#### Supplied material
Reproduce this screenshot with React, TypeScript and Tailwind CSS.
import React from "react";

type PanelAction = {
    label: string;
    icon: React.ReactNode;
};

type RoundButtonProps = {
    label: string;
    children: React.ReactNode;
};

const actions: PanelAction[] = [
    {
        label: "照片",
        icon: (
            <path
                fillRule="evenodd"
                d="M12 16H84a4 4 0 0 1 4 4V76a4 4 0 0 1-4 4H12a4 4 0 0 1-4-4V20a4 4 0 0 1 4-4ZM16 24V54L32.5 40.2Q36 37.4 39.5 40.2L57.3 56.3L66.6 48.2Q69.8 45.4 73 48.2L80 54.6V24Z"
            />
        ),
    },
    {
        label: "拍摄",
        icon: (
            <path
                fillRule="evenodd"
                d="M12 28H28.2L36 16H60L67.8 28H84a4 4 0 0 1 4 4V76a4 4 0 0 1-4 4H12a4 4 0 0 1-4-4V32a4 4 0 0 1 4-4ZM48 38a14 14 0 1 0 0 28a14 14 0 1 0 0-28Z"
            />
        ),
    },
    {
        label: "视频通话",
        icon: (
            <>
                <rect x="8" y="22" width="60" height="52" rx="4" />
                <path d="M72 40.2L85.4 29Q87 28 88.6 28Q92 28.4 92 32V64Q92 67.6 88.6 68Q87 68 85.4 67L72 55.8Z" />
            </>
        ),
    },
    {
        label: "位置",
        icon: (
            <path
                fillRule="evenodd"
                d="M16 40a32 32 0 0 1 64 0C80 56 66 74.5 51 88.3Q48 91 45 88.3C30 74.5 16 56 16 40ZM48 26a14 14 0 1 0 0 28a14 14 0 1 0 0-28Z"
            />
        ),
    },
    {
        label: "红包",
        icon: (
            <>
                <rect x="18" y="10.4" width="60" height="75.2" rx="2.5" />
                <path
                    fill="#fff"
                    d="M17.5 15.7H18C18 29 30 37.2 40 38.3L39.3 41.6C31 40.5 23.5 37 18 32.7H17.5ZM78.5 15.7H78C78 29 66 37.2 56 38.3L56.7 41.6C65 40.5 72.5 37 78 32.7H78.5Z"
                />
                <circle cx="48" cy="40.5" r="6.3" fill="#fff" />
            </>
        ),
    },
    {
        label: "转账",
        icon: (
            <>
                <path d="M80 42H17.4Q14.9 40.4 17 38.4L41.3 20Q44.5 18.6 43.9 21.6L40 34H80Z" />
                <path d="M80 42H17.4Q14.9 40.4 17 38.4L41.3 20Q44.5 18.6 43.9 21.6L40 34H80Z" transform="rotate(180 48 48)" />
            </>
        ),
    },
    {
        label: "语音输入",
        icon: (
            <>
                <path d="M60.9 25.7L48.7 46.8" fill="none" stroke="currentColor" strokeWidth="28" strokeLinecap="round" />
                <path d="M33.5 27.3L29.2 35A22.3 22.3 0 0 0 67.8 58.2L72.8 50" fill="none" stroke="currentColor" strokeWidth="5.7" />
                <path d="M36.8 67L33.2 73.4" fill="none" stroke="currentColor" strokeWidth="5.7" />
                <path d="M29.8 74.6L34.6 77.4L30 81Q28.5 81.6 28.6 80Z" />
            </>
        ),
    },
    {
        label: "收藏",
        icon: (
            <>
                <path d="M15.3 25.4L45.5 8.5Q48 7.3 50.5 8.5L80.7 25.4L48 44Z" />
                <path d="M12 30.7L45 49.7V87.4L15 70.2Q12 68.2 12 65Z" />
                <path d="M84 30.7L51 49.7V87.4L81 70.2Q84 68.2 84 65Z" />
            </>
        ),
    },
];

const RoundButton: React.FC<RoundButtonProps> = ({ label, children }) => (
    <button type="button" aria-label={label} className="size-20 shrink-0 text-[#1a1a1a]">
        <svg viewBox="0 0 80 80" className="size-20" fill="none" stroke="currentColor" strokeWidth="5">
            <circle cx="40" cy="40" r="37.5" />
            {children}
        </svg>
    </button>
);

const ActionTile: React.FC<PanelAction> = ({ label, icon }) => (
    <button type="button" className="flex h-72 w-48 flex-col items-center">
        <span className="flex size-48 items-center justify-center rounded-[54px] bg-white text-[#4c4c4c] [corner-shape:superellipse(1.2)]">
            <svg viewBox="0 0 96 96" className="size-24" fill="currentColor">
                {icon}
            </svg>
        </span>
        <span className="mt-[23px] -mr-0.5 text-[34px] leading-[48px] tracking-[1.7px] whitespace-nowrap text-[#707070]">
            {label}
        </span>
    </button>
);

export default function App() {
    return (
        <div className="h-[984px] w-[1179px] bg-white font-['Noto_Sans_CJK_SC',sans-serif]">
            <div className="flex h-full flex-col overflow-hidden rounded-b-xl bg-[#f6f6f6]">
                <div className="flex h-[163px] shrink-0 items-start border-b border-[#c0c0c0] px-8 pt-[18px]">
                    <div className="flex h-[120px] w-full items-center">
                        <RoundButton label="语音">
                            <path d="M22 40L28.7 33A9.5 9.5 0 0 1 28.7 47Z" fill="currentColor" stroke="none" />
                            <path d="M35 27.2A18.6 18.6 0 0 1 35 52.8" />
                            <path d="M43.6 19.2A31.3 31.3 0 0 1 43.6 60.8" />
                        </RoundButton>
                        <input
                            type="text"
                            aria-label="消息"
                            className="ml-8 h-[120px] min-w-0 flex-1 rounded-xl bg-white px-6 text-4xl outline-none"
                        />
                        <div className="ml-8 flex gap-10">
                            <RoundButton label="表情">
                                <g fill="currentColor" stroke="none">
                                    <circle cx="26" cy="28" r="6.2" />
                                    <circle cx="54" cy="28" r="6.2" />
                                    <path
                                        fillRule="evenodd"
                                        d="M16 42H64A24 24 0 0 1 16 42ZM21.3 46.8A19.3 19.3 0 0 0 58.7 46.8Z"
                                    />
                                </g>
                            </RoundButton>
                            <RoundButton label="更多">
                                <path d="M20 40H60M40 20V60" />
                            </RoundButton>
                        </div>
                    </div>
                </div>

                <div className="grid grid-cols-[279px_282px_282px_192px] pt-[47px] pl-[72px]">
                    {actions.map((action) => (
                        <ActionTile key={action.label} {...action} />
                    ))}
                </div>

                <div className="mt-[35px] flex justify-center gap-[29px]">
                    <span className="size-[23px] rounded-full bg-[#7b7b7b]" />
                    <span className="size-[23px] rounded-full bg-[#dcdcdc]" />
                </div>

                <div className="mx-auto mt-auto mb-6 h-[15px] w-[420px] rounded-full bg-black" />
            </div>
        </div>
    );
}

#### Task details
Nothing should be changed: write out all of the data as is.

#### The output
Reproduce this screenshot with React, TypeScript and Tailwind CSS.
import React from "react";

type PanelAction = {
    label: string;
    icon: React.ReactNode;
};

type RoundButtonProps = {
    label: string;
    children: React.ReactNode;
};

const actions: PanelAction[] = [
    {
        label: "照片",
        icon: (
            <path
                fillRule="evenodd"
                d="M12 16H84a4 4 0 0 1 4 4V76a4 4 0 0 1-4 4H12a4 4 0 0 1-4-4V20a4 4 0 0 1 4-4ZM16 24V54L32.5 40.2Q36 37.4 39.5 40.2L57.3 56.3L66.6 48.2Q69.8 45.4 73 48.2L80 54.6V24Z"
            />
        ),
    },
    {
        label: "拍摄",
        icon: (
            <path
                fillRule="evenodd"
                d="M12 28H28.2L36 16H60L67.8 28H84a4 4 0 0 1 4 4V76a4 4 0 0 1-4 4H12a4 4 0 0 1-4-4V32a4 4 0 0 1 4-4ZM48 38a14 14 0 1 0 0 28a14 14 0 1 0 0-28Z"
            />
        ),
    },
    {
        label: "视频通话",
        icon: (
            <>
                <rect x="8" y="22" width="60" height="52" rx="4" />
                <path d="M72 40.2L85.4 29Q87 28 88.6 28Q92 28.4 92 32V64Q92 67.6 88.6 68Q87 68 85.4 67L72 55.8Z" />
            </>
        ),
    },
    {
        label: "位置",
        icon: (
            <path
                fillRule="evenodd"
                d="M16 40a32 32 0 0 1 64 0C80 56 66 74.5 51 88.3Q48 91 45 88.3C30 74.5 16 56 16 40ZM48 26a14 14 0 1 0 0 28a14 14 0 1 0 0-28Z"
            />
        ),
    },
    {
        label: "红包",
        icon: (
            <>
                <rect x="18" y="10.4" width="60" height="75.2" rx="2.5" />
                <path
                    fill="#fff"
                    d="M17.5 15.7H18C18 29 30 37.2 40 38.3L39.3 41.6C31 40.5 23.5 37 18 32.7H17.5ZM78.5 15.7H78C78 29 66 37.2 56 38.3L56.7 41.6C65 40.5 72.5 37 78 32.7H78.5Z"
                />
                <circle cx="48" cy="40.5" r="6.3" fill="#fff" />
            </>
        ),
    },
    {
        label: "转账",
        icon: (
            <>
                <path d="M80 42H17.4Q14.9 40.4 17 38.4L41.3 20Q44.5 18.6 43.9 21.6L40 34H80Z" />
                <path d="M80 42H17.4Q14.9 40.4 17 38.4L41.3 20Q44.5 18.6 43.9 21.6L40 34H80Z" transform="rotate(180 48 48)" />
            </>
        ),
    },
    {
        label: "语音输入",
        icon: (
            <>
                <path d="M60.9 25.7L48.7 46.8" fill="none" stroke="currentColor" strokeWidth="28" strokeLinecap="round" />
                <path d="M33.5 27.3L29.2 35A22.3 22.3 0 0 0 67.8 58.2L72.8 50" fill="none" stroke="currentColor" strokeWidth="5.7" />
                <path d="M36.8 67L33.2 73.4" fill="none" stroke="currentColor" strokeWidth="5.7" />
                <path d="M29.8 74.6L34.6 77.4L30 81Q28.5 81.6 28.6 80Z" />
            </>
        ),
    },
    {
        label: "收藏",
        icon: (
            <>
                <path d="M15.3 25.4L45.5 8.5Q48 7.3 50.5 8.5L80.7 25.4L48 44Z" />
                <path d="M12 30.7L45 49.7V87.4L15 70.2Q12 68.2 12 65Z" />
                <path d="M84 30.7L51 49.7V87.4L81 70.2Q84 68.2 84 65Z" />
            </>
        ),
    },
];

const RoundButton: React.FC<RoundButtonProps> = ({ label, children }) => (
    <button type="button" aria-label={label} className="size-20 shrink-0 text-[#1a1a1a]">
        <svg viewBox="0 0 80 80" className="size-20" fill="none" stroke="currentColor" strokeWidth="5">
            <circle cx="40" cy="40" r="37.5" />
            {children}
        </svg>
    </button>
);

const ActionTile: React.FC<PanelAction> = ({ label, icon }) => (
    <button type="button" className="flex h-72 w-48 flex-col items-center">
        <span className="flex size-48 items-center justify-center rounded-[54px] bg-white text-[#4c4c4c] [corner-shape:superellipse(1.2)]">
            <svg viewBox="0 0 96 96" className="size-24" fill="currentColor">
                {icon}
            </svg>
        </span>
        <span className="mt-[23px] -mr-0.5 text-[34px] leading-[48px] tracking-[1.7px] whitespace-nowrap text-[#707070]">
            {label}
        </span>
    </button>
);

export default function App() {
    return (
        <div className="h-[984px] w-[1179px] bg-white font-['Noto_Sans_CJK_SC',sans-serif]">
            <div className="flex h-full flex-col overflow-hidden rounded-b-xl bg-[#f6f6f6]">
                <div className="flex h-[163px] shrink-0 items-start border-b border-[#c0c0c0] px-8 pt-[18px]">
                    <div className="flex h-[120px] w-full items-center">
                        <RoundButton label="语音">
                            <path d="M22 40L28.7 33A9.5 9.5 0 0 1 28.7 47Z" fill="currentColor" stroke="none" />
                            <path d="M35 27.2A18.6 18.6 0 0 1 35 52.8" />
                            <path d="M43.6 19.2A31.3 31.3 0 0 1 43.6 60.8" />
                        </RoundButton>
                        <input
                            type="text"
                            aria-label="消息"
                            className="ml-8 h-[120px] min-w-0 flex-1 rounded-xl bg-white px-6 text-4xl outline-none"
                        />
                        <div className="ml-8 flex gap-10">
                            <RoundButton label="表情">
                                <g fill="currentColor" stroke="none">
                                    <circle cx="26" cy="28" r="6.2" />
                                    <circle cx="54" cy="28" r="6.2" />
                                    <path
                                        fillRule="evenodd"
                                        d="M16 42H64A24 24 0 0 1 16 42ZM21.3 46.8A19.3 19.3 0 0 0 58.7 46.8Z"
                                    />
                                </g>
                            </RoundButton>
                            <RoundButton label="更多">
                                <path d="M20 40H60M40 20V60" />
                            </RoundButton>
                        </div>
                    </div>
                </div>

                <div className="grid grid-cols-[279px_282px_282px_192px] pt-[47px] pl-[72px]">
                    {actions.map((action) => (
                        <ActionTile key={action.label} {...action} />
                    ))}
                </div>

                <div className="mt-[35px] flex justify-center gap-[29px]">
                    <span className="size-[23px] rounded-full bg-[#7b7b7b]" />
                    <span className="size-[23px] rounded-full bg-[#dcdcdc]" />
                </div>

                <div className="mx-auto mt-auto mb-6 h-[15px] w-[420px] rounded-full bg-black" />
            </div>
        </div>
    );
}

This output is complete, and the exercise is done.